### [Exercise description]
Set down the material below word for word, excluding the pictures.

## begin

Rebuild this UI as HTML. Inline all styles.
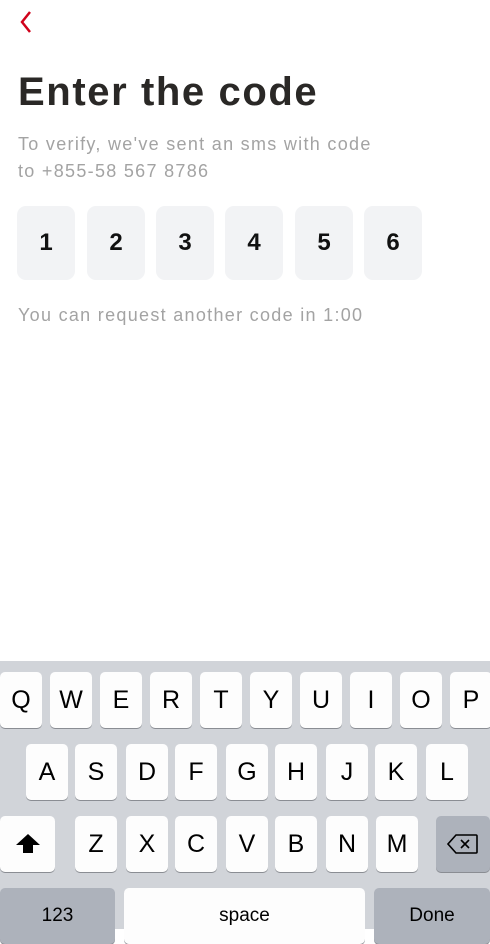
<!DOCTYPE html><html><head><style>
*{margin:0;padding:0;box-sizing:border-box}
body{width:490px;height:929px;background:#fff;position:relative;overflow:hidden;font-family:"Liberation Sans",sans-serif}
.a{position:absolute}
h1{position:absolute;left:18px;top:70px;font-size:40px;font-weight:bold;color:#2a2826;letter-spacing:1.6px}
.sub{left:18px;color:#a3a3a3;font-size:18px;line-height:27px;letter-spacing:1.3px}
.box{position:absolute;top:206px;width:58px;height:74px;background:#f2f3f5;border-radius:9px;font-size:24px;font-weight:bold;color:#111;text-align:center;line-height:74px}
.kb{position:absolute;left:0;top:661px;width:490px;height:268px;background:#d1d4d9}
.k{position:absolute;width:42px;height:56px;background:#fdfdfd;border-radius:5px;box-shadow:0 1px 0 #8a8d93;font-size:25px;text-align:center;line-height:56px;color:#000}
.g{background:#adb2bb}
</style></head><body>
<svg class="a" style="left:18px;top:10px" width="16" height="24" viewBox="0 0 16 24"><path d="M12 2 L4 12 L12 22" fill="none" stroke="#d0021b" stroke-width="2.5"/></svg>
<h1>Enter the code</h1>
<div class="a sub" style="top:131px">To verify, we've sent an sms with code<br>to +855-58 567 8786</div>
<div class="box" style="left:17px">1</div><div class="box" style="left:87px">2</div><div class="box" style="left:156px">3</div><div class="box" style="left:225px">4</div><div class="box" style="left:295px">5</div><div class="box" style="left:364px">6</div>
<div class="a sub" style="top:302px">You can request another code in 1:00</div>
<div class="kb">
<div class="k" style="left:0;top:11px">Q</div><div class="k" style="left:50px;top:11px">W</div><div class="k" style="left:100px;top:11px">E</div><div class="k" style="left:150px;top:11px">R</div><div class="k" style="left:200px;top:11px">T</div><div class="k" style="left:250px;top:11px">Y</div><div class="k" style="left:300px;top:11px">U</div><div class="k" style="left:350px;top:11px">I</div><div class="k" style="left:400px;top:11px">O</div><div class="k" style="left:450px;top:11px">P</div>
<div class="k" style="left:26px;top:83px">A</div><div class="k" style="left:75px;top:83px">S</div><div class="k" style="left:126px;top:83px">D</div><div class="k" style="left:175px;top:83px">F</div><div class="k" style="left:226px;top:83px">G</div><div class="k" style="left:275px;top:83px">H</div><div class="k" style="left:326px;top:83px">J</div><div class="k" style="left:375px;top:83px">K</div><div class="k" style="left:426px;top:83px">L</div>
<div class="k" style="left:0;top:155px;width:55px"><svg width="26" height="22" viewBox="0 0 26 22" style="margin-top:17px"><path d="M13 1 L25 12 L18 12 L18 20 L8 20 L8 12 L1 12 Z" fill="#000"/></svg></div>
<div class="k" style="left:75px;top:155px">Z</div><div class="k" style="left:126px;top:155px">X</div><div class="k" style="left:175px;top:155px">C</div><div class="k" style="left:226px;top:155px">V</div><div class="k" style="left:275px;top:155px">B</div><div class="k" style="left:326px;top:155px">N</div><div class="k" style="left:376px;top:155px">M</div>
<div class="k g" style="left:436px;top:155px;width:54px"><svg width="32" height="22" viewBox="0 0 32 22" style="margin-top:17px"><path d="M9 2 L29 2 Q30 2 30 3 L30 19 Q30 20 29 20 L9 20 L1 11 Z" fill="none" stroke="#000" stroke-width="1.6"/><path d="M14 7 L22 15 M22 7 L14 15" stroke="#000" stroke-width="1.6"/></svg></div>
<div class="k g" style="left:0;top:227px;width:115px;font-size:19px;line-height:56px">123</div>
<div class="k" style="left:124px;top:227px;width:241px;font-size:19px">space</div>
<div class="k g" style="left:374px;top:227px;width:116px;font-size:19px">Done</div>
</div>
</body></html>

## end

### [Task result]
Rebuild this UI as HTML. Inline all styles.
<!DOCTYPE html><html><head><style>
*{margin:0;padding:0;box-sizing:border-box}
body{width:490px;height:929px;background:#fff;position:relative;overflow:hidden;font-family:"Liberation Sans",sans-serif}
.a{position:absolute}
h1{position:absolute;left:18px;top:70px;font-size:40px;font-weight:bold;color:#2a2826;letter-spacing:1.6px}
.sub{left:18px;color:#a3a3a3;font-size:18px;line-height:27px;letter-spacing:1.3px}
.box{position:absolute;top:206px;width:58px;height:74px;background:#f2f3f5;border-radius:9px;font-size:24px;font-weight:bold;color:#111;text-align:center;line-height:74px}
.kb{position:absolute;left:0;top:661px;width:490px;height:268px;background:#d1d4d9}
.k{position:absolute;width:42px;height:56px;background:#fdfdfd;border-radius:5px;box-shadow:0 1px 0 #8a8d93;font-size:25px;text-align:center;line-height:56px;color:#000}
.g{background:#adb2bb}
</style></head><body>
<svg class="a" style="left:18px;top:10px" width="16" height="24" viewBox="0 0 16 24"><path d="M12 2 L4 12 L12 22" fill="none" stroke="#d0021b" stroke-width="2.5"/></svg>
<h1>Enter the code</h1>
<div class="a sub" style="top:131px">To verify, we've sent an sms with code<br>to +855-58 567 8786</div>
<div class="box" style="left:17px">1</div><div class="box" style="left:87px">2</div><div class="box" style="left:156px">3</div><div class="box" style="left:225px">4</div><div class="box" style="left:295px">5</div><div class="box" style="left:364px">6</div>
<div class="a sub" style="top:302px">You can request another code in 1:00</div>
<div class="kb">
<div class="k" style="left:0;top:11px">Q</div><div class="k" style="left:50px;top:11px">W</div><div class="k" style="left:100px;top:11px">E</div><div class="k" style="left:150px;top:11px">R</div><div class="k" style="left:200px;top:11px">T</div><div class="k" style="left:250px;top:11px">Y</div><div class="k" style="left:300px;top:11px">U</div><div class="k" style="left:350px;top:11px">I</div><div class="k" style="left:400px;top:11px">O</div><div class="k" style="left:450px;top:11px">P</div>
<div class="k" style="left:26px;top:83px">A</div><div class="k" style="left:75px;top:83px">S</div><div class="k" style="left:126px;top:83px">D</div><div class="k" style="left:175px;top:83px">F</div><div class="k" style="left:226px;top:83px">G</div><div class="k" style="left:275px;top:83px">H</div><div class="k" style="left:326px;top:83px">J</div><div class="k" style="left:375px;top:83px">K</div><div class="k" style="left:426px;top:83px">L</div>
<div class="k" style="left:0;top:155px;width:55px"><svg width="26" height="22" viewBox="0 0 26 22" style="margin-top:17px"><path d="M13 1 L25 12 L18 12 L18 20 L8 20 L8 12 L1 12 Z" fill="#000"/></svg></div>
<div class="k" style="left:75px;top:155px">Z</div><div class="k" style="left:126px;top:155px">X</div><div class="k" style="left:175px;top:155px">C</div><div class="k" style="left:226px;top:155px">V</div><div class="k" style="left:275px;top:155px">B</div><div class="k" style="left:326px;top:155px">N</div><div class="k" style="left:376px;top:155px">M</div>
<div class="k g" style="left:436px;top:155px;width:54px"><svg width="32" height="22" viewBox="0 0 32 22" style="margin-top:17px"><path d="M9 2 L29 2 Q30 2 30 3 L30 19 Q30 20 29 20 L9 20 L1 11 Z" fill="none" stroke="#000" stroke-width="1.6"/><path d="M14 7 L22 15 M22 7 L14 15" stroke="#000" stroke-width="1.6"/></svg></div>
<div class="k g" style="left:0;top:227px;width:115px;font-size:19px;line-height:56px">123</div>
<div class="k" style="left:124px;top:227px;width:241px;font-size:19px">space</div>
<div class="k g" style="left:374px;top:227px;width:116px;font-size:19px">Done</div>
</div>
</body></html>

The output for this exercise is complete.